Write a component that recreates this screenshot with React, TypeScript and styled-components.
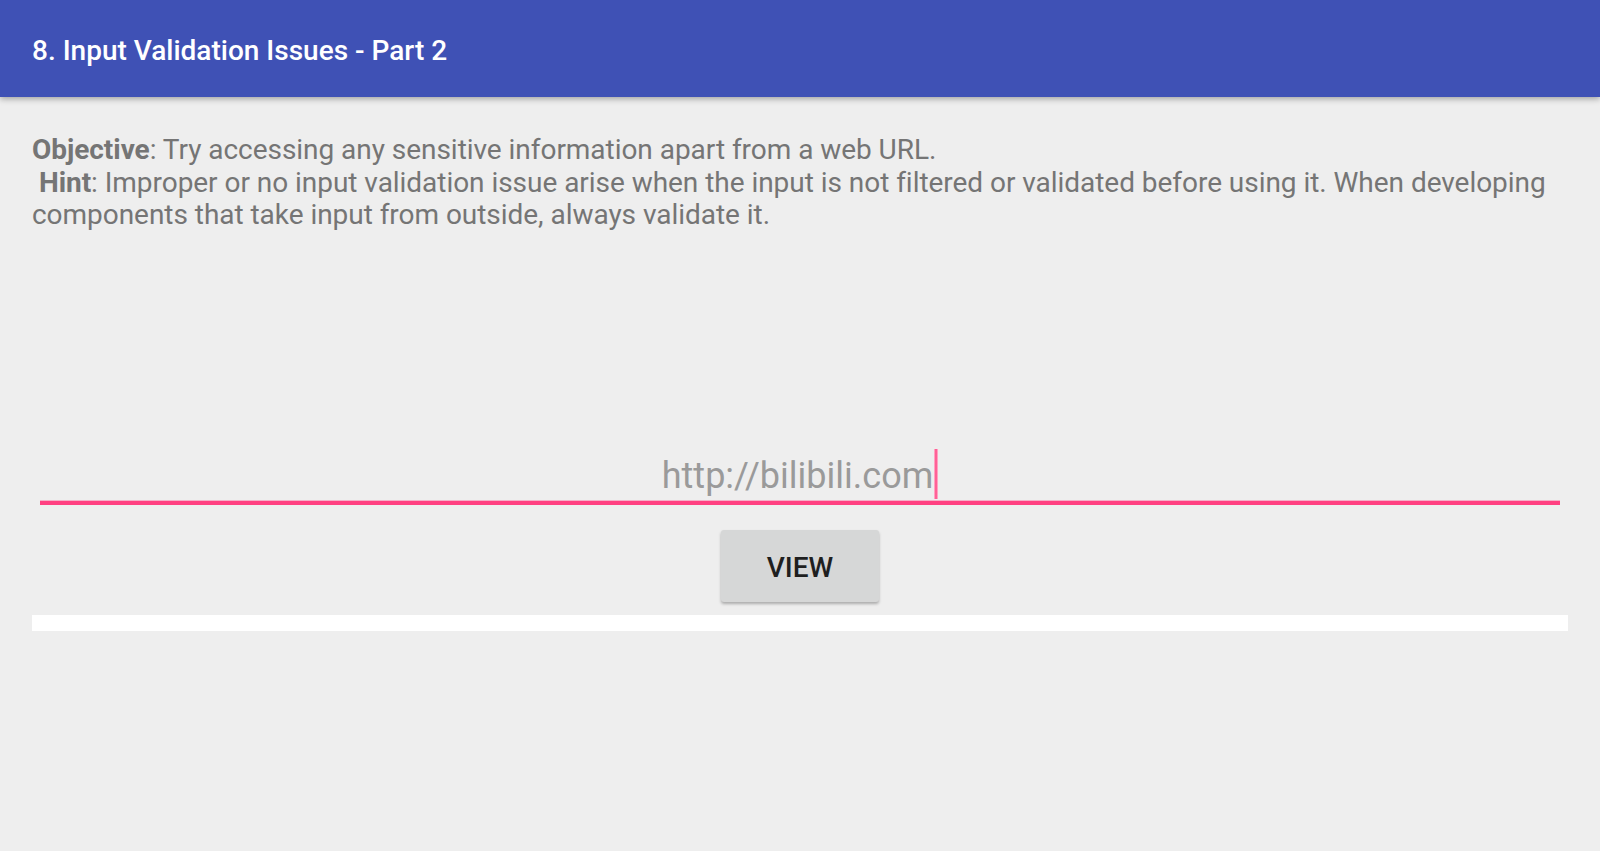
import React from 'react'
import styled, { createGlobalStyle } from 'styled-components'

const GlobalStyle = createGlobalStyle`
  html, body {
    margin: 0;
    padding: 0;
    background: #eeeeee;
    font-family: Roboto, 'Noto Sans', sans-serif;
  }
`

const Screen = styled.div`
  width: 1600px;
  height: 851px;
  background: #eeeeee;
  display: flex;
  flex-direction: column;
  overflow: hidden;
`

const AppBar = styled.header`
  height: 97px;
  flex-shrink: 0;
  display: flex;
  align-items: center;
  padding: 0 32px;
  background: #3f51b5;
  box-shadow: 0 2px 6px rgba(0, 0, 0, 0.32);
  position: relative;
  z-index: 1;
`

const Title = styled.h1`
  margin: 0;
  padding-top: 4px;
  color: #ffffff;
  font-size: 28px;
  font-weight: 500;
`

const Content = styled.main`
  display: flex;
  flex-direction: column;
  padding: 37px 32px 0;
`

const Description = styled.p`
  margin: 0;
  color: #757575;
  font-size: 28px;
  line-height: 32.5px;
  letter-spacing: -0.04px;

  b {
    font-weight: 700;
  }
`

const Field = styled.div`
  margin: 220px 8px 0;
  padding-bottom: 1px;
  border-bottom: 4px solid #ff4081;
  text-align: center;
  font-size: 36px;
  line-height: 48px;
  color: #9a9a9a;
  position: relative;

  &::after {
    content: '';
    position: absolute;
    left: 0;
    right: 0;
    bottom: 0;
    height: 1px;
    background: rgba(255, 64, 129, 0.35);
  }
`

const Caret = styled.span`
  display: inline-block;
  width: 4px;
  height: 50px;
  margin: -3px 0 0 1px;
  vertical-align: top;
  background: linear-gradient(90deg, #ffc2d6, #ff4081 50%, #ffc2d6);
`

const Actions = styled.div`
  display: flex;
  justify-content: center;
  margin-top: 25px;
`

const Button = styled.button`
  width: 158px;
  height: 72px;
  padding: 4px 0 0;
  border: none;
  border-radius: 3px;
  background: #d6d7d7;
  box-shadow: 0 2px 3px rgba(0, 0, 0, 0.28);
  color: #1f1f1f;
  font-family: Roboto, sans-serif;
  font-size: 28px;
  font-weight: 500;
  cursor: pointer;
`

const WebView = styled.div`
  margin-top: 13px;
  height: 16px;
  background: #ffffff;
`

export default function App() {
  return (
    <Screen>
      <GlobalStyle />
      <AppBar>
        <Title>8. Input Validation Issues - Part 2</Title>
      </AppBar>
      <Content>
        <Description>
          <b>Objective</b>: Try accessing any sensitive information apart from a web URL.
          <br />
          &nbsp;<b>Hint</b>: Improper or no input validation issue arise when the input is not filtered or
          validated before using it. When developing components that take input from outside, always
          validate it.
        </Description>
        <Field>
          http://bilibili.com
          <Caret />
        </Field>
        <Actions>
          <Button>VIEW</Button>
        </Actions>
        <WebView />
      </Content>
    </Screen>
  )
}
___
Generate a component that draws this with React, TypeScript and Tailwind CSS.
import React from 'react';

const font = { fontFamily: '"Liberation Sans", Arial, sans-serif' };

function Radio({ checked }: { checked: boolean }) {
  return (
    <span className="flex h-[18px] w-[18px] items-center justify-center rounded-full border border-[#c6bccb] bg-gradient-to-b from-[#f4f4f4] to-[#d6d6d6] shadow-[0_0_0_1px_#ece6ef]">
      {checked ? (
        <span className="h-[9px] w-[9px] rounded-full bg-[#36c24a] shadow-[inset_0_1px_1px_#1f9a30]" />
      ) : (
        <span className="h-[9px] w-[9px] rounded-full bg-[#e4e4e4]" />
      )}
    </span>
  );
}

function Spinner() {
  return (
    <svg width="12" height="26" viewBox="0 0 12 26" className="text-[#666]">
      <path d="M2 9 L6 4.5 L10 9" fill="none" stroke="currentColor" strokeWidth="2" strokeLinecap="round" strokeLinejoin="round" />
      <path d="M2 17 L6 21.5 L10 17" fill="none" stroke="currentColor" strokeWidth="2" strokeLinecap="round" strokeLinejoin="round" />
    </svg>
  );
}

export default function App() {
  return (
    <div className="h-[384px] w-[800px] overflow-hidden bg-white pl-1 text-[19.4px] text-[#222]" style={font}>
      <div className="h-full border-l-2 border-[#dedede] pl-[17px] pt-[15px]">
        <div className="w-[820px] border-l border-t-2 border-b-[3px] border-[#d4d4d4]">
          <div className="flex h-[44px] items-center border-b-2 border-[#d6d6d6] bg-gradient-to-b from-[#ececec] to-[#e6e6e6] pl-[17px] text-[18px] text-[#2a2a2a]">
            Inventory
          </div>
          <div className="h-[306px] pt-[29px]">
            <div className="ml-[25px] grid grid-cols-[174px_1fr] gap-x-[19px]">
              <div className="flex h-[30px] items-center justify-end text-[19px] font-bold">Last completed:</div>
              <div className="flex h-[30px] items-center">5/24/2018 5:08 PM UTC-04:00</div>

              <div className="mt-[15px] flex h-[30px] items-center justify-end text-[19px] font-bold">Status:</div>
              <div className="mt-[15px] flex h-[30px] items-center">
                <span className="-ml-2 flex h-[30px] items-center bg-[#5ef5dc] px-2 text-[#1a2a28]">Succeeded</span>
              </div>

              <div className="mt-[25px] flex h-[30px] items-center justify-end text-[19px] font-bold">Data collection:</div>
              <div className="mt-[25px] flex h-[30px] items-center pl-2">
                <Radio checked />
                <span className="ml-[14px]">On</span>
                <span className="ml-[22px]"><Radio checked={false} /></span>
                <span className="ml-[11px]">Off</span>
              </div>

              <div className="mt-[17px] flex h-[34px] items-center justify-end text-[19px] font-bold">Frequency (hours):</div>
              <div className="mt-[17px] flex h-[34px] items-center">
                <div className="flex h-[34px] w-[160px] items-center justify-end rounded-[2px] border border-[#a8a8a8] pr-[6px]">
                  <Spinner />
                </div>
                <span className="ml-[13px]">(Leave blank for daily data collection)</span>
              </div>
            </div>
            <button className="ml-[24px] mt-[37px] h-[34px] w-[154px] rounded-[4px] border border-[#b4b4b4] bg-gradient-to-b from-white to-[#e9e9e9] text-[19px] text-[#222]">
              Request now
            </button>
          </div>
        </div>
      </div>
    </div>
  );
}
___
* CHALLENGE:
Lines containing "React" are to be counted. State the total and add nothing.

* RESPONSE FOR THIS EXERCISE:
4